What scientists do know is that deep in the dense core of the star, protons and electrons are squeezed together to form neutrons, sending ghostly particles called neutrinos streaming out. Matter falls inward. In the textbook case, matter rebounds and erupts, leaving a neutron star. But sometimes, the supernova fails, and there’s no explosion; instead, a black hole is born.

DUNE’s gigantic detectors, filled with liquid argon, will sit a mile below the surface in a repurposed goldmine. While much of their time will be spent looking for neutrinos sent from Fermi National Accelerator Laboratory 800 miles away, the detectors will also have the rare ability to pick up a core collapse in our Milky Way galaxy – whether or not that leads to a new black hole.

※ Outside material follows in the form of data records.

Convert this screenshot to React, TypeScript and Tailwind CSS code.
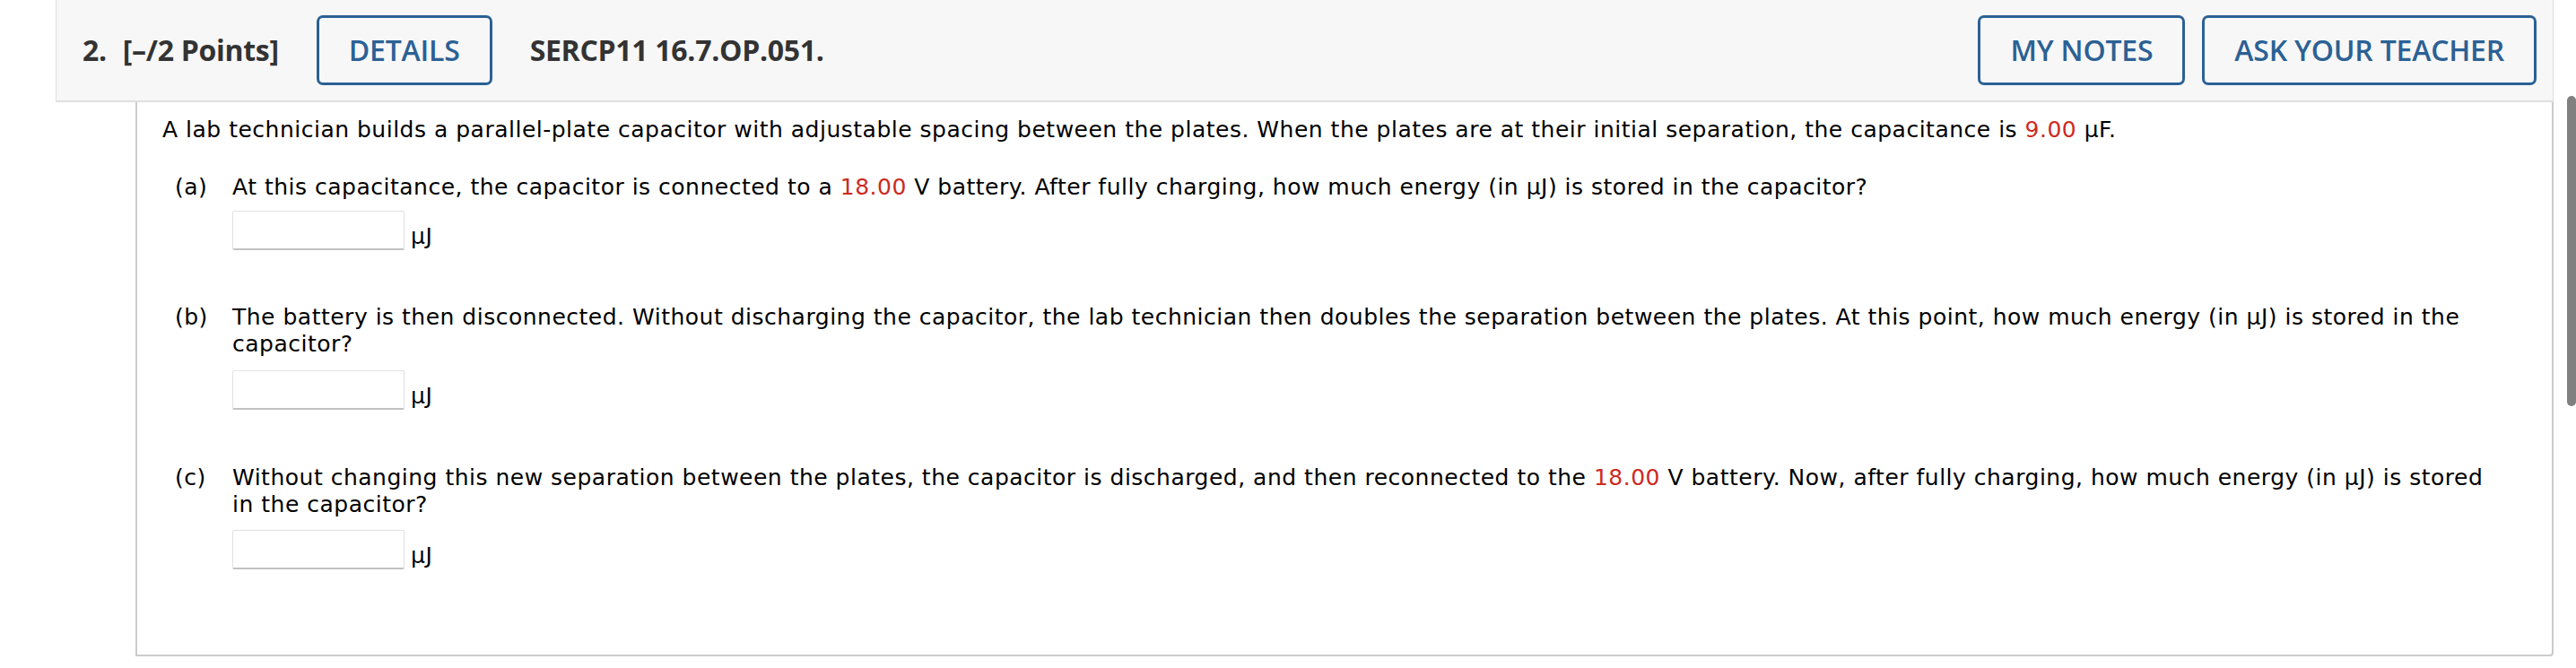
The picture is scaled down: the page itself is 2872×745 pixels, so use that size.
import React from 'react';

const sans = { fontFamily: '"Open Sans", "Noto Sans", sans-serif' };

function OutlineButton({ label }: { label: string }) {
  return (
    <button
      type="button"
      className="h-[78px] px-[33px] border-[3px] border-[#2b6194] rounded-[7px] text-[32px] font-semibold text-[#2b6194] leading-none tracking-[-0.2px]"
    >
      {label}
    </button>
  );
}

function Red({ children }: { children: React.ReactNode }) {
  return <span className="text-[#cd2b1f]">{children}</span>;
}

function Answer({ top }: { top: string }) {
  return (
    <div className={`flex items-end ${top}`}>
      <input
        type="text"
        className="w-[192px] h-[44px] bg-white border border-[#e1e1e1] border-b-2 border-b-[#c2c2c2] rounded-[2px] outline-none"
      />
      <span className="ml-[7px]">μJ</span>
    </div>
  );
}

function Part({
  label,
  children,
  top,
  gap
}: {
  label: string;
  children: React.ReactNode;
  top: string;
  gap: string;
}) {
  return (
    <div className={`flex ${top}`}>
      <div className="w-[64px] shrink-0">{label}</div>
      <div className="flex-1">
        <p>{children}</p>
        <Answer top={gap} />
      </div>
    </div>
  );
}

export default function App() {
  return (
    <div className="relative w-[2872px] h-[745px] bg-white overflow-hidden">
      {/* question header */}
      <div
        className="ml-[62px] w-[2785px] h-[114px] bg-[#f7f7f7] border-l border-r border-b-2 border-[#dfdfdf] flex items-center pl-[29px] pr-[18px] text-[#333333]"
        style={sans}
      >
        <span className="text-[32px] font-bold tracking-[-0.3px]">2.</span>
        <span className="ml-[18px] text-[32px] font-bold tracking-[-0.3px]">[–/2 Points]</span>
        <div className="ml-[42px]">
          <OutlineButton label="DETAILS" />
        </div>
        <span className="ml-[42px] text-[32px] font-bold tracking-[-0.3px]">SERCP11 16.7.OP.051.</span>
        <div className="ml-auto flex gap-[19px]">
          <OutlineButton label="MY NOTES" />
          <OutlineButton label="ASK YOUR TEACHER" />
        </div>
      </div>

      {/* question body */}
      <div
        className="ml-[151px] w-[2696px] h-[618px] border-l-2 border-r-2 border-b-2 border-[#cccccc] rounded-br-[4px] pt-[16px] pl-[28px] pr-[54px] text-[25px] leading-[30px] tracking-[0.5px] text-black"
        style={{ fontFamily: '"DejaVu Sans", Verdana, sans-serif' }}
      >
        <p className="whitespace-nowrap">
          A lab technician builds a parallel-plate capacitor with adjustable spacing between the plates. When the
          plates are at their initial separation, the capacitance is <Red>9.00</Red> μF.
        </p>
        <div className="pl-[14px]">
          <Part label="(a)" top="mt-[34px]" gap="mt-[11px]">
            At this capacitance, the capacitor is connected to a <Red>18.00</Red> V battery. After fully charging, how
            much energy (in μJ) is stored in the capacitor?
          </Part>
          <Part label="(b)" top="mt-[60px]" gap="mt-[14px]">
            The battery is then disconnected. Without discharging the capacitor, the lab technician then doubles the
            separation between the plates. At this point, how much energy (in μJ) is stored in the capacitor?
          </Part>
          <Part label="(c)" top="mt-[61px]" gap="mt-[13px]">
            Without changing this new separation between the plates, the capacitor is discharged, and then
            reconnected to the <Red>18.00</Red> V battery. Now, after fully charging, how much energy (in μJ) is stored
            in the capacitor?
          </Part>
        </div>
      </div>

      {/* scrollbar thumb */}
      <div className="absolute right-0 top-[107px] w-[10px] h-[346px] rounded-full bg-[#808080]" />
    </div>
  );
}
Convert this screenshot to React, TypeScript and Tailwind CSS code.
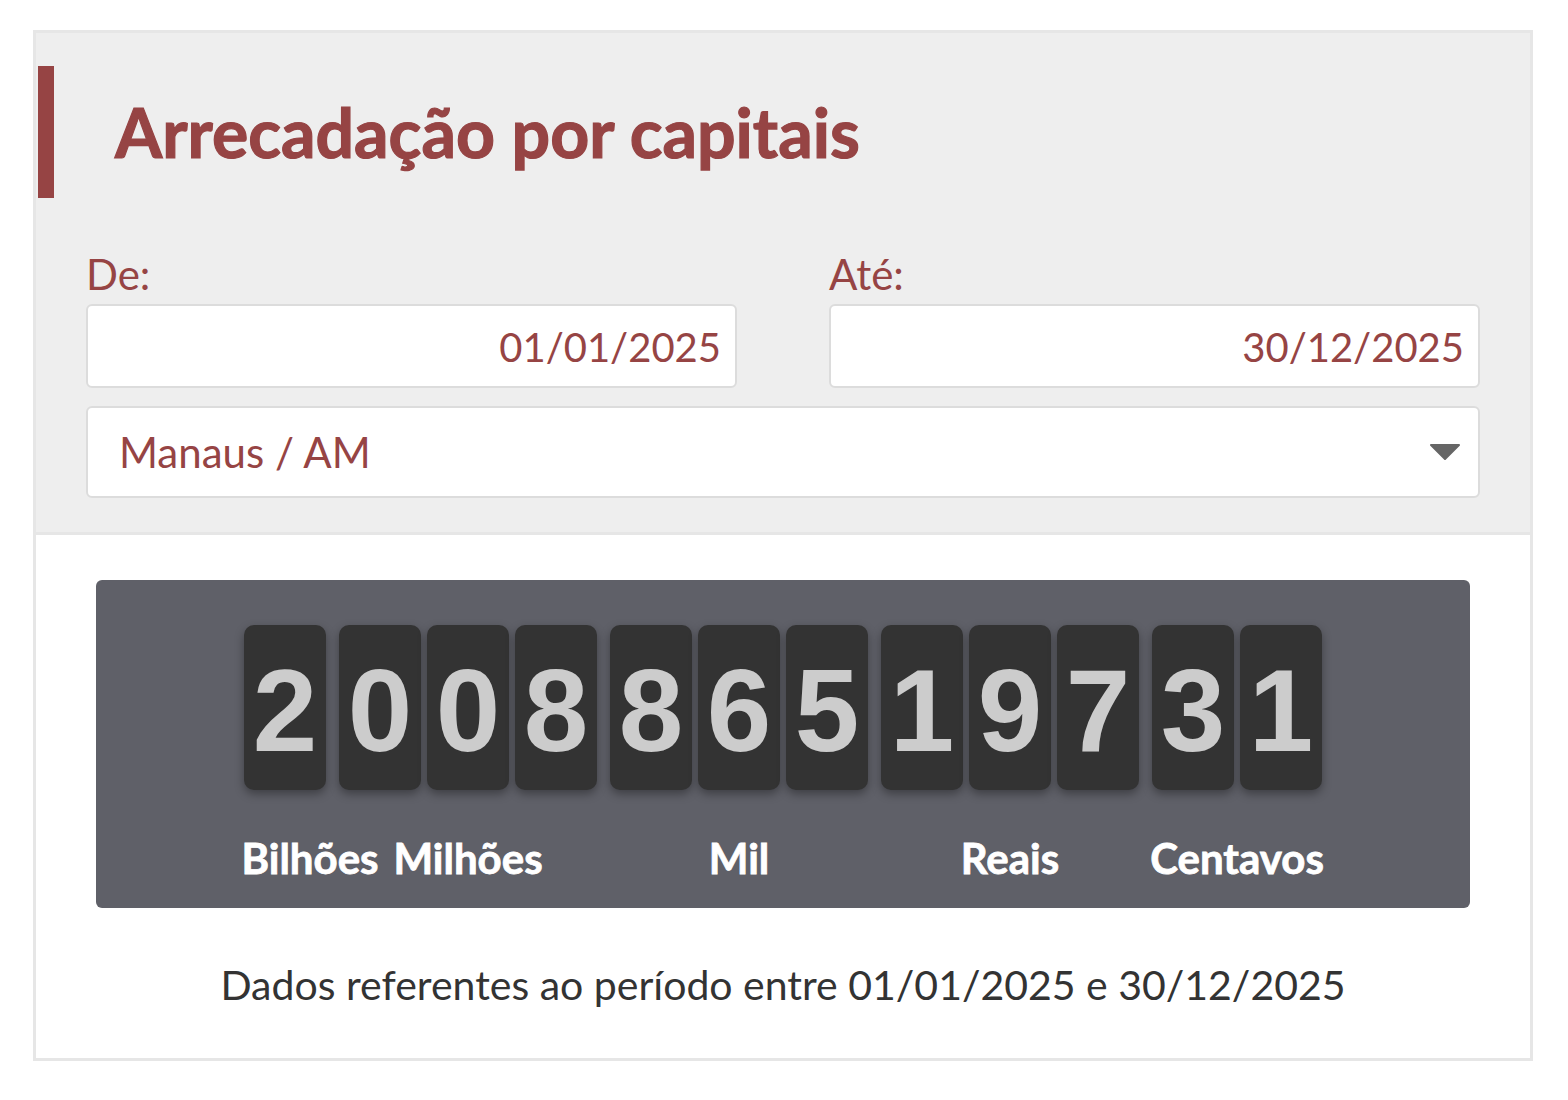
import React from 'react';

const RED = 'text-[#964444]';

const GROUPS: { digits: string; label: string; shift?: string }[] = [
  { digits: '2', label: 'Bilhões', shift: 'translate-x-[25px]' },
  { digits: '008', label: 'Milhões' },
  { digits: '865', label: 'Mil' },
  { digits: '197', label: 'Reais' },
  { digits: '31', label: 'Centavos' },
];

function Tile({ d }: { d: string }) {
  return (
    <div className="w-[82px] h-[165px] rounded-[10px] bg-[#333333] shadow-[0_4px_10px_rgba(0,0,0,0.35)] flex items-center justify-center pt-[6px]">
      <span className="text-[116px] leading-none font-bold text-[#cccccc] font-['Liberation_Sans',Arial,sans-serif]">{d}</span>
    </div>
  );
}

function DateField({ label, value }: { label: string; value: string }) {
  return (
    <div className="flex-1 flex flex-col">
      <label className={`${RED} text-[42px] leading-[48px] mb-[6px]`}>{label}</label>
      <div className="h-[84px] bg-white border-2 border-[#dcdcdc] rounded-[6px] flex items-center justify-end pr-[14px] pt-[2px]">
        <span className={`${RED} text-[40px]`}>{value}</span>
      </div>
    </div>
  );
}

export default function App() {
  return (
    <div className="min-h-screen bg-white font-['Lato','Open_Sans',sans-serif] pt-[30px] pl-[33px]">
      <div className="w-[1500px] h-[1031px] border-[3px] border-[#e6e6e6] flex flex-col">
        {/* filtros */}
        <div className="bg-[#eeeeee] border-b-[3px] border-[#e6e6e6] pt-[33px] pb-[34px]">
          <div className="flex items-center h-[132px]">
            <div className="ml-[2px] w-[16px] h-full bg-[#964444]" />
            <h1 className={`${RED} ml-[61px] text-[68px] font-bold [-webkit-text-stroke:1.2px_#964444]`}>Arrecadação por capitais</h1>
          </div>
          <div className="px-[50px] mt-[52px]">
            <div className="flex gap-[92px]">
              <DateField label="De:" value="01/01/2025" />
              <DateField label="Até:" value="30/12/2025" />
            </div>
            <div className="mt-[18px] h-[92px] bg-white border-2 border-[#dcdcdc] rounded-[6px] flex items-center justify-between pl-[31px] pr-[18px]">
              <span className={`${RED} text-[42px]`}>Manaus / AM</span>
              <svg width="30" height="16" viewBox="0 0 30 16">
                <path d="M1 1 L29 1 L15 15 Z" fill="#666666" stroke="#666666" strokeWidth="2" strokeLinejoin="round" />
              </svg>
            </div>
          </div>
        </div>

        {/* contador */}
        <div className="flex-1 bg-white px-[60px] pt-[45px]">
          <div className="h-[328px] rounded-[6px] bg-[#5f6068] flex justify-center pt-[45px] gap-[13px]">
            {GROUPS.map(g => (
              <div key={g.label} className="flex flex-col items-center">
                <div className="flex gap-[6px]">
                  {g.digits.split('').map((d, i) => <Tile key={i} d={d} />)}
                </div>
                <div className="mt-[43px] flex justify-center">
                  <span className={`w-0 flex justify-center whitespace-nowrap text-white text-[42px] leading-[50px] font-bold [-webkit-text-stroke:0.8px_#ffffff] ${g.shift ?? ''}`}>{g.label}</span>
                </div>
              </div>
            ))}
          </div>
          <p className="mt-[52px] text-center text-[#333333] text-[41px] leading-[50px]">
            Dados referentes ao período entre 01/01/2025 e 30/12/2025
          </p>
        </div>
      </div>
    </div>
  );
}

The only supernova ever recorded by neutrino detectors occurred in in 1987, when scientists saw a total of 19 neutrinos. Scientists still don’t know if that supernova formed a black hole or a neutron star—there simply wasn’t enough data. Thomson says that if a supernova goes off nearby, DUNE could see up to 10,000 neutrinos.

DUNE will look for a particular signature in the neutrinos picked up by the detector. It’s predicted that a black hole will form relatively early in a supernova. Neutrinos will be able to leave the collapse in great numbers until the black hole emerges, trapping everything—including light and neutrinos—in its grasp. In data terms, that means you’d get a big burst of neutrinos with a sudden cutoff.

Neutrinos come in three types, called flavors: electron, muon and tau. When a star explodes, it emits all the various types of neutrinos, as well as their antiparticles.

They’re hard to catch. These neutrinos arrive with 100 times less energy than those arriving from an accelerator for experiments, which makes them less likely to interact in a detector.

Most of the currently running, large particle detectors capable of seeing supernova neutrinos are best at detecting electron antineutrinos—and not great at detecting their matter equivalents, electron neutrinos.

“It would be a tragedy to not be ready to detect the neutrinos in full enough detail to answer key questions,” says John Beacom, director of the Center for Cosmology and Astroparticle Physics at The Ohio State University.

Luckily, DUNE is unique. “The only one that is sensitive to a huge slug of electron neutrinos is DUNE, and that’s a function of using argon [as the detector fluid],” says Kate Scholberg, professor of physics at Duke University.

It will take more than just DUNE to get the whole picture, though. Getting an entire suite of large, powerful detectors of different types up and running is the best way to figure out the lives of black holes, Beacom says.

There is a big scintillator detector, JUNO, in the works in China, and plans for a huge water-based detector, Hyper-K, in Japan. Gravitational wave detectors such as LIGO could pick up additional information about the density of matter and what’s happening in the collapse.

“My dream is to have a supernova with JUNO, Hyper-K and DUNE all online,” Scholberg says. “It would certainly make my decade.”

The rate at which neutrinos arrive after a supernova will tell scientists about what’s happening at the center of a core collapse—but it will also provide information about the mysterious neutrino, including how they interact with each other and potential insights as to how much the tiny particles actually weigh.

Within the next three years, the rapidly growing DUNE collaboration will build and begin testing a prototype of the 40,000-ton liquid argon detector. This 400-ton version will be the second-largest liquid-argon experiment ever built to date. It is scheduled for testing at CERN starting in 2018.

DUNE is scheduled to start installing the first of its four detectors in the Sanford Underground Research Facility in 2021.